• _EXERCISE AIM_
Of all the lines in the records, how many hold the word "React"? Answer with the number only.

• _PROVIDED ENTRIES_
= = = = =

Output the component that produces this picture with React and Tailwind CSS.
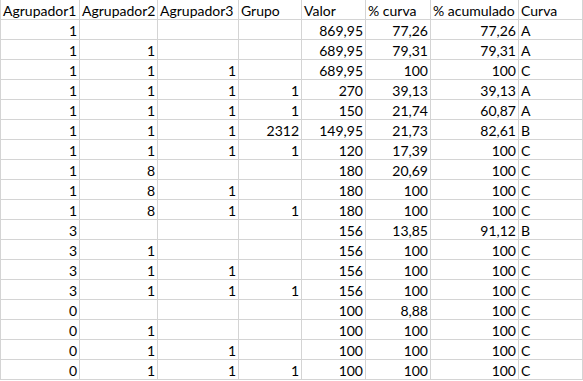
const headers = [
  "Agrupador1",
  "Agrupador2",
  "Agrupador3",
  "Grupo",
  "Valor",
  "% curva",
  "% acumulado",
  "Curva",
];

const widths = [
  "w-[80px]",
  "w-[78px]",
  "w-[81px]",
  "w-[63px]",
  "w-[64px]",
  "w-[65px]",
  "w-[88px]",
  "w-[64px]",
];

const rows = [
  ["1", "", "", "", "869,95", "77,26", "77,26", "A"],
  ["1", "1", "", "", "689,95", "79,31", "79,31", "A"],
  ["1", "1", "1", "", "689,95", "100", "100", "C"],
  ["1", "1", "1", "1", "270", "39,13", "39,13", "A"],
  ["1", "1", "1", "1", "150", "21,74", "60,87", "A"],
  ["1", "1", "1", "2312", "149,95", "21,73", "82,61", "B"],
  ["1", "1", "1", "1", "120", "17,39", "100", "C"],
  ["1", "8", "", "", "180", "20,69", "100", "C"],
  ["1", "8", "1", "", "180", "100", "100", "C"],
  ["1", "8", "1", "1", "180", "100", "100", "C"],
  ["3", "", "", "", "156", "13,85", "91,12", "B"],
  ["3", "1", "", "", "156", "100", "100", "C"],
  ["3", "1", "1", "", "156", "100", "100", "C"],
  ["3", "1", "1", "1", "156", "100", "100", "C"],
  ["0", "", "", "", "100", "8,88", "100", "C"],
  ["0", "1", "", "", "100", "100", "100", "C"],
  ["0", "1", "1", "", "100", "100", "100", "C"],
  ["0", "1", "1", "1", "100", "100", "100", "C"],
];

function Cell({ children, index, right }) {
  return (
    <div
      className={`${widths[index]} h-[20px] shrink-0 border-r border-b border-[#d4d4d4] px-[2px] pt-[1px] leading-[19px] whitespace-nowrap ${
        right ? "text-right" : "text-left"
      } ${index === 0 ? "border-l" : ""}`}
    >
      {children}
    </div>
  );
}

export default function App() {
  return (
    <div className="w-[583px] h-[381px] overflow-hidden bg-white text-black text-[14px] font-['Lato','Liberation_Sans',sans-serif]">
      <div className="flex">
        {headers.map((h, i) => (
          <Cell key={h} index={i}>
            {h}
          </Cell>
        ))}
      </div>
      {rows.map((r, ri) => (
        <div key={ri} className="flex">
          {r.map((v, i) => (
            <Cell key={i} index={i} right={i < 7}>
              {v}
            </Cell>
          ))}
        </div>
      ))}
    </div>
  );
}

= = = = =

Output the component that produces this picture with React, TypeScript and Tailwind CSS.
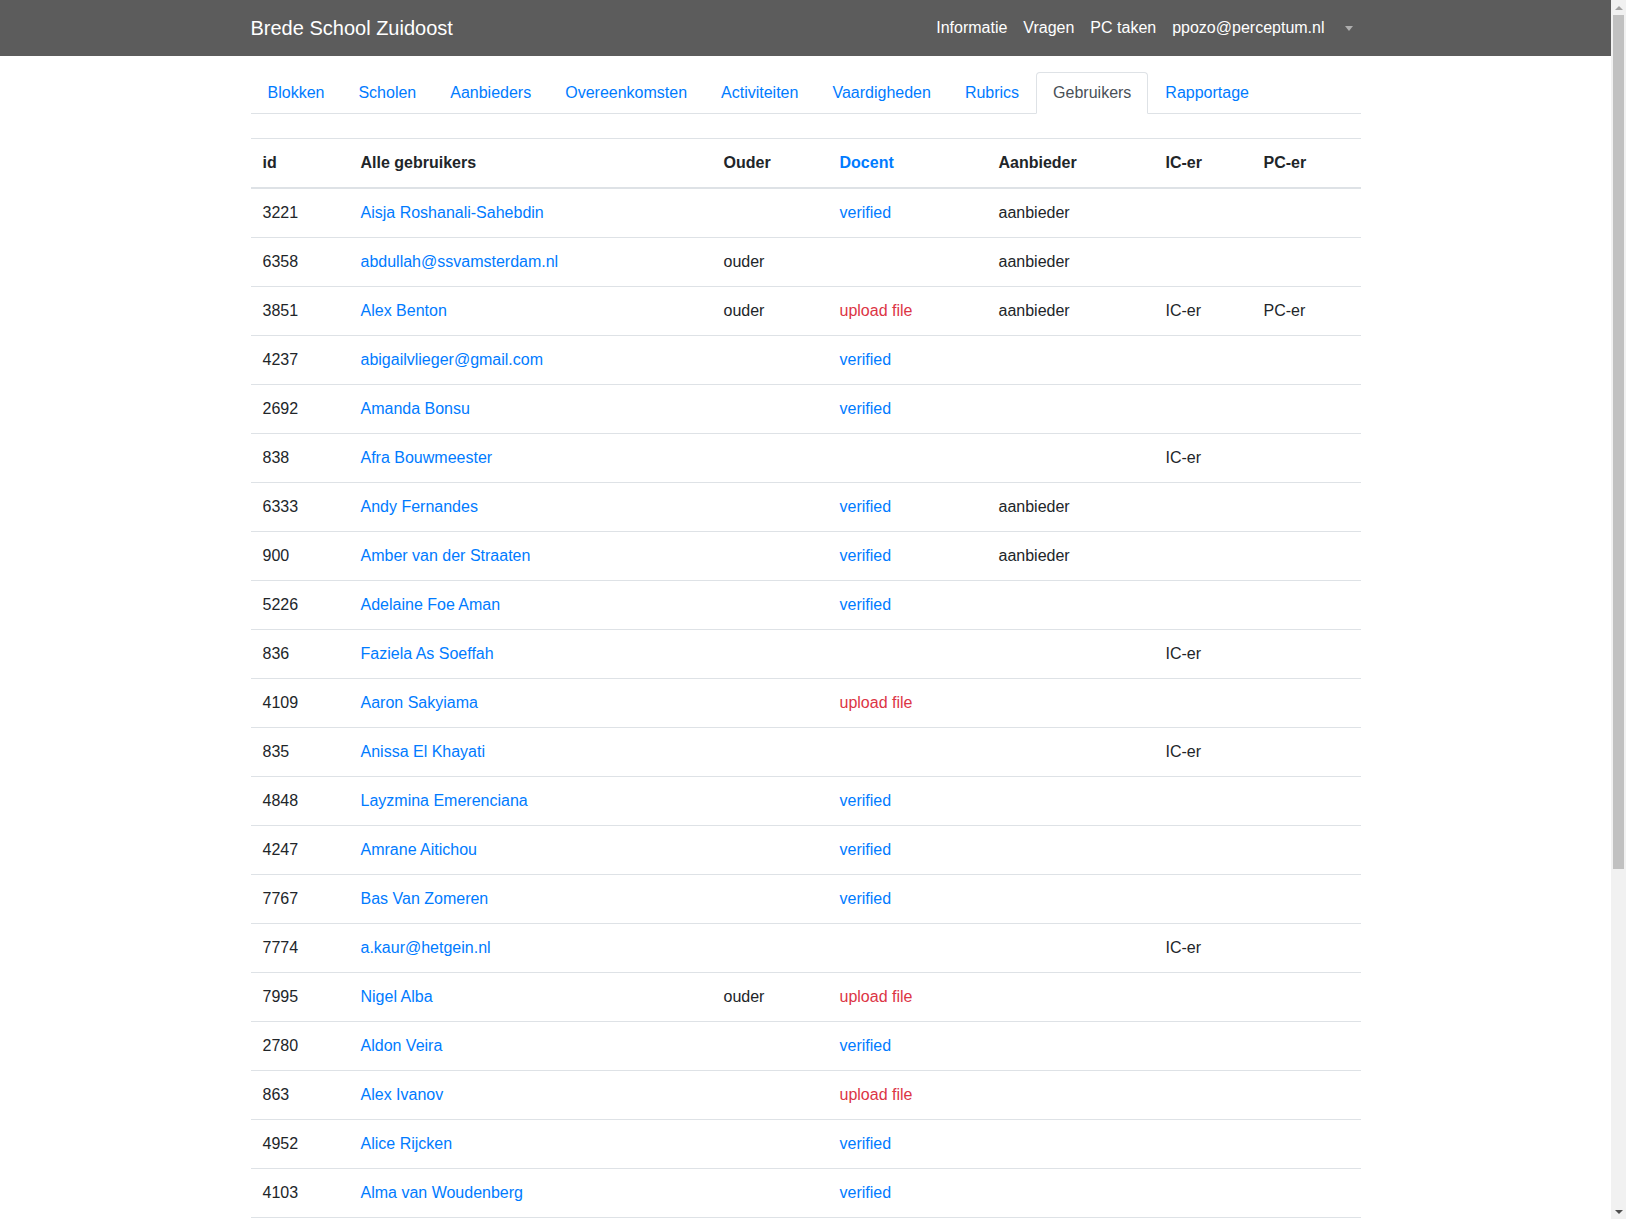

= = = = =

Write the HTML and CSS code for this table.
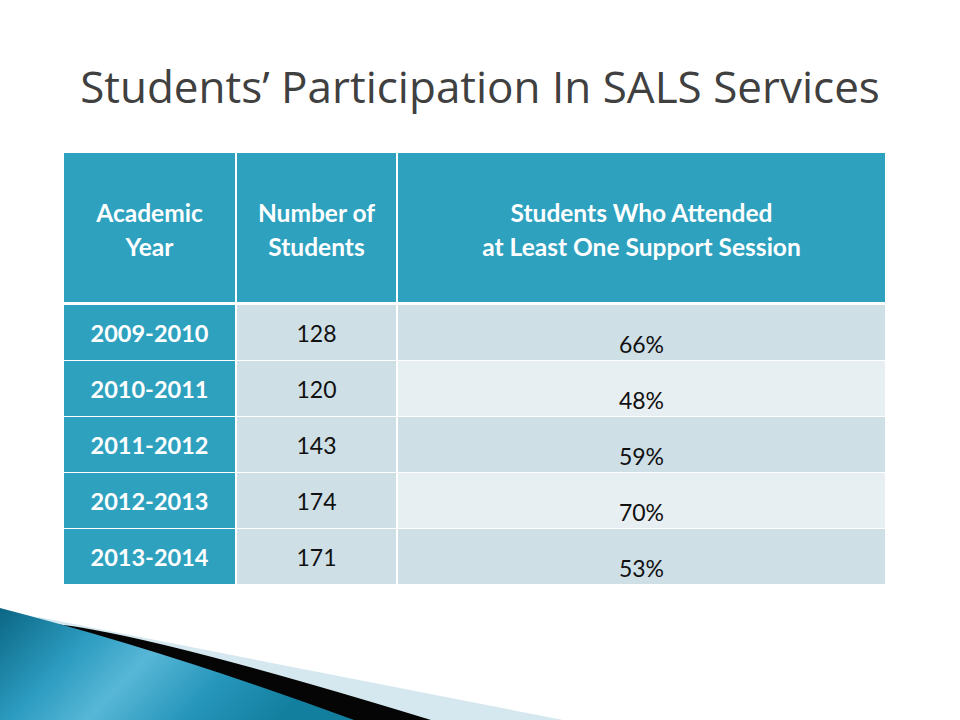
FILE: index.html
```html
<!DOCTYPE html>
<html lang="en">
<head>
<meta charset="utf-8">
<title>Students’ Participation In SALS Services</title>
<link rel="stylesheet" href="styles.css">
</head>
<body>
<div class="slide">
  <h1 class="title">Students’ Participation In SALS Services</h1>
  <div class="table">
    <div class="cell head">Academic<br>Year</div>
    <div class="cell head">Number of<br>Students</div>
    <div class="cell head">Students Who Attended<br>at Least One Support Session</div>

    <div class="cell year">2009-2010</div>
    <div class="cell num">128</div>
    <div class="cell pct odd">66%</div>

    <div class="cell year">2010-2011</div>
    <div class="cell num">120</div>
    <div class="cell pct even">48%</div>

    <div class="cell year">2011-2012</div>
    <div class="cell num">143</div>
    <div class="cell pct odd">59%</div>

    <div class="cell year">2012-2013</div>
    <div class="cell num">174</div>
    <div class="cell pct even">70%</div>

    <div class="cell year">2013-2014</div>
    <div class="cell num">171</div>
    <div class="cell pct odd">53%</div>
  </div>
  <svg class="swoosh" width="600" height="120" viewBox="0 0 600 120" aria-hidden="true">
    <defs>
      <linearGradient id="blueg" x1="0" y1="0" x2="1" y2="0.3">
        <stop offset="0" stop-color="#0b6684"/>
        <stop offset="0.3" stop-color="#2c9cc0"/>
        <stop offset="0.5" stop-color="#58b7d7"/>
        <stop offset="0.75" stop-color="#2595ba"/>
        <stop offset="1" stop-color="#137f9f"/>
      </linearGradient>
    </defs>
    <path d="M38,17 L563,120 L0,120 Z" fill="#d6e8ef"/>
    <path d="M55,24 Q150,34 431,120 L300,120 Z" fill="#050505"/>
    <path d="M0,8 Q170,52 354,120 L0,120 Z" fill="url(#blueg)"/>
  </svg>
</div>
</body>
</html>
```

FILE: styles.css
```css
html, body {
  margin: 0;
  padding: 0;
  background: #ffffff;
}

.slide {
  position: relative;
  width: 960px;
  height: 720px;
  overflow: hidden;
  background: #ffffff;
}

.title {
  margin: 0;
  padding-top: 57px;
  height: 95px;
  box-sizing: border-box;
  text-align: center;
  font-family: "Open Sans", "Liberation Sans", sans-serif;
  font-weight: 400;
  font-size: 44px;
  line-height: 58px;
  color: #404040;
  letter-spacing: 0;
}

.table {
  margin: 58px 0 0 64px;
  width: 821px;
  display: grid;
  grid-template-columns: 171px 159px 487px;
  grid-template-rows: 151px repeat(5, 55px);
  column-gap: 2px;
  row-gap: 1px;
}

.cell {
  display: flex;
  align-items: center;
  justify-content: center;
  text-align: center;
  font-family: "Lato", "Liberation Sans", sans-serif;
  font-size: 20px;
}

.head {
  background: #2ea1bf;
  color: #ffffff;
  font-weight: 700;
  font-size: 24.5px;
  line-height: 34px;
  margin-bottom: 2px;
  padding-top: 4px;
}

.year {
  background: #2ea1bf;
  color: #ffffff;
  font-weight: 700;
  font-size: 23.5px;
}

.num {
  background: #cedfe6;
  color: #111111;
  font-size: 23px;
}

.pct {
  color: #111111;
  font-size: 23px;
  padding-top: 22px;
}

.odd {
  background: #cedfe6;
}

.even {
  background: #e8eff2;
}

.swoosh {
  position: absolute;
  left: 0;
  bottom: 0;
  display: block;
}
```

= = = = =

• _FINAL RESULT_
2